## DATASET EXCERPT:
• • • •

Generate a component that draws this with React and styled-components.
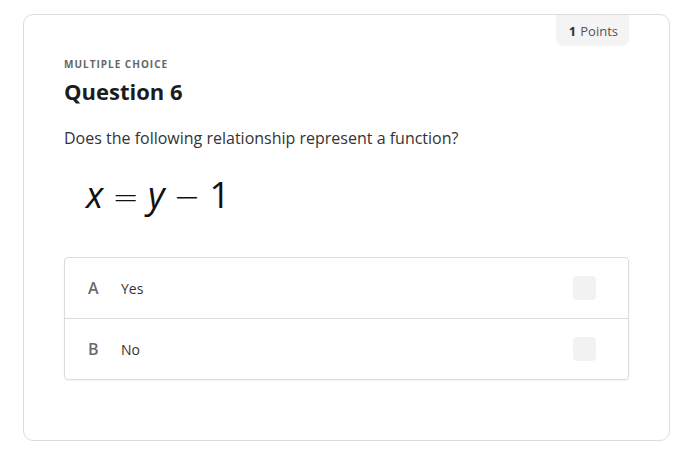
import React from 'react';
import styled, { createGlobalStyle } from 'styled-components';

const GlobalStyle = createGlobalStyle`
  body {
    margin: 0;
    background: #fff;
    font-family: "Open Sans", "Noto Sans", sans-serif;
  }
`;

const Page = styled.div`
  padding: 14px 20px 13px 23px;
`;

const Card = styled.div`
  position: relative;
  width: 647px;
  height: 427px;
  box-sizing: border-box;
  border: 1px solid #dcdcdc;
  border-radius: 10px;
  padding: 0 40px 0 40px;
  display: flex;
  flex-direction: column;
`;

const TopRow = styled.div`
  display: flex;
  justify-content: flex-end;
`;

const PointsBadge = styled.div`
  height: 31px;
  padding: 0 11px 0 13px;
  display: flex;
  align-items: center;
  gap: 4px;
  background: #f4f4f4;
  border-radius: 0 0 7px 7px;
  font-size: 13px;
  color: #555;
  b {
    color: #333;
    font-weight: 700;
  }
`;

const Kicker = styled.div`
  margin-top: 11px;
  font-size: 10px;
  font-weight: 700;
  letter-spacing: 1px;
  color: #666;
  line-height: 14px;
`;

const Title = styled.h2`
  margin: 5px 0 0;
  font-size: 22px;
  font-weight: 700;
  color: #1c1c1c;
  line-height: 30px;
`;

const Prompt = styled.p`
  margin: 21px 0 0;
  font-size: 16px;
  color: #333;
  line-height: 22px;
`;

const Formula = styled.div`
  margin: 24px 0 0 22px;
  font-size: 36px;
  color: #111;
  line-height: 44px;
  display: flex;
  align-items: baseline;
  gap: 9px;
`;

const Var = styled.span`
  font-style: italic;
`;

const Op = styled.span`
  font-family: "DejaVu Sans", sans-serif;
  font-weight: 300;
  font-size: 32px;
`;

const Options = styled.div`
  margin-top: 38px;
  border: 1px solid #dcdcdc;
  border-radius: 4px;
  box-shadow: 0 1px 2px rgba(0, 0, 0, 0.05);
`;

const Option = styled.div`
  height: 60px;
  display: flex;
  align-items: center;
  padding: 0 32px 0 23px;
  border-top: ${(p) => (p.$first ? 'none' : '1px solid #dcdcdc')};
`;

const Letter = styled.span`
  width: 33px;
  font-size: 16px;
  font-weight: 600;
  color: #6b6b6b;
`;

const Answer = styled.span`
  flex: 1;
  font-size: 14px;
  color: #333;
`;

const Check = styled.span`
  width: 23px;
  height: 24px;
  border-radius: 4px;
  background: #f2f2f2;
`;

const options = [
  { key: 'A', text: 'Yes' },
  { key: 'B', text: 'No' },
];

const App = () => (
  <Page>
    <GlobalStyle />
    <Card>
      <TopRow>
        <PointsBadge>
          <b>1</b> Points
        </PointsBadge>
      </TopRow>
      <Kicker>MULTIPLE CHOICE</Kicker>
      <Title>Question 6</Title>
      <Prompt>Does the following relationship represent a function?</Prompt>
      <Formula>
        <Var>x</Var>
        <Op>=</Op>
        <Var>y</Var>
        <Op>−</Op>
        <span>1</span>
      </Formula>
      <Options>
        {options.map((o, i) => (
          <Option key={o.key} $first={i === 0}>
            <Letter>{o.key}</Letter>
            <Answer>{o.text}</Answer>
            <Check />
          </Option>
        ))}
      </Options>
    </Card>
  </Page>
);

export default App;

• • • •

## WHAT TO PRODUCE:
Set the pictures aside and transcribe the data above exactly.

## EXPECTED ANSWER:
Generate a component that draws this with React and styled-components.
import React from 'react';
import styled, { createGlobalStyle } from 'styled-components';

const GlobalStyle = createGlobalStyle`
  body {
    margin: 0;
    background: #fff;
    font-family: "Open Sans", "Noto Sans", sans-serif;
  }
`;

const Page = styled.div`
  padding: 14px 20px 13px 23px;
`;

const Card = styled.div`
  position: relative;
  width: 647px;
  height: 427px;
  box-sizing: border-box;
  border: 1px solid #dcdcdc;
  border-radius: 10px;
  padding: 0 40px 0 40px;
  display: flex;
  flex-direction: column;
`;

const TopRow = styled.div`
  display: flex;
  justify-content: flex-end;
`;

const PointsBadge = styled.div`
  height: 31px;
  padding: 0 11px 0 13px;
  display: flex;
  align-items: center;
  gap: 4px;
  background: #f4f4f4;
  border-radius: 0 0 7px 7px;
  font-size: 13px;
  color: #555;
  b {
    color: #333;
    font-weight: 700;
  }
`;

const Kicker = styled.div`
  margin-top: 11px;
  font-size: 10px;
  font-weight: 700;
  letter-spacing: 1px;
  color: #666;
  line-height: 14px;
`;

const Title = styled.h2`
  margin: 5px 0 0;
  font-size: 22px;
  font-weight: 700;
  color: #1c1c1c;
  line-height: 30px;
`;

const Prompt = styled.p`
  margin: 21px 0 0;
  font-size: 16px;
  color: #333;
  line-height: 22px;
`;

const Formula = styled.div`
  margin: 24px 0 0 22px;
  font-size: 36px;
  color: #111;
  line-height: 44px;
  display: flex;
  align-items: baseline;
  gap: 9px;
`;

const Var = styled.span`
  font-style: italic;
`;

const Op = styled.span`
  font-family: "DejaVu Sans", sans-serif;
  font-weight: 300;
  font-size: 32px;
`;

const Options = styled.div`
  margin-top: 38px;
  border: 1px solid #dcdcdc;
  border-radius: 4px;
  box-shadow: 0 1px 2px rgba(0, 0, 0, 0.05);
`;

const Option = styled.div`
  height: 60px;
  display: flex;
  align-items: center;
  padding: 0 32px 0 23px;
  border-top: ${(p) => (p.$first ? 'none' : '1px solid #dcdcdc')};
`;

const Letter = styled.span`
  width: 33px;
  font-size: 16px;
  font-weight: 600;
  color: #6b6b6b;
`;

const Answer = styled.span`
  flex: 1;
  font-size: 14px;
  color: #333;
`;

const Check = styled.span`
  width: 23px;
  height: 24px;
  border-radius: 4px;
  background: #f2f2f2;
`;

const options = [
  { key: 'A', text: 'Yes' },
  { key: 'B', text: 'No' },
];

const App = () => (
  <Page>
    <GlobalStyle />
    <Card>
      <TopRow>
        <PointsBadge>
          <b>1</b> Points
        </PointsBadge>
      </TopRow>
      <Kicker>MULTIPLE CHOICE</Kicker>
      <Title>Question 6</Title>
      <Prompt>Does the following relationship represent a function?</Prompt>
      <Formula>
        <Var>x</Var>
        <Op>=</Op>
        <Var>y</Var>
        <Op>−</Op>
        <span>1</span>
      </Formula>
      <Options>
        {options.map((o, i) => (
          <Option key={o.key} $first={i === 0}>
            <Letter>{o.key}</Letter>
            <Answer>{o.text}</Answer>
            <Check />
          </Option>
        ))}
      </Options>
    </Card>
  </Page>
);

export default App;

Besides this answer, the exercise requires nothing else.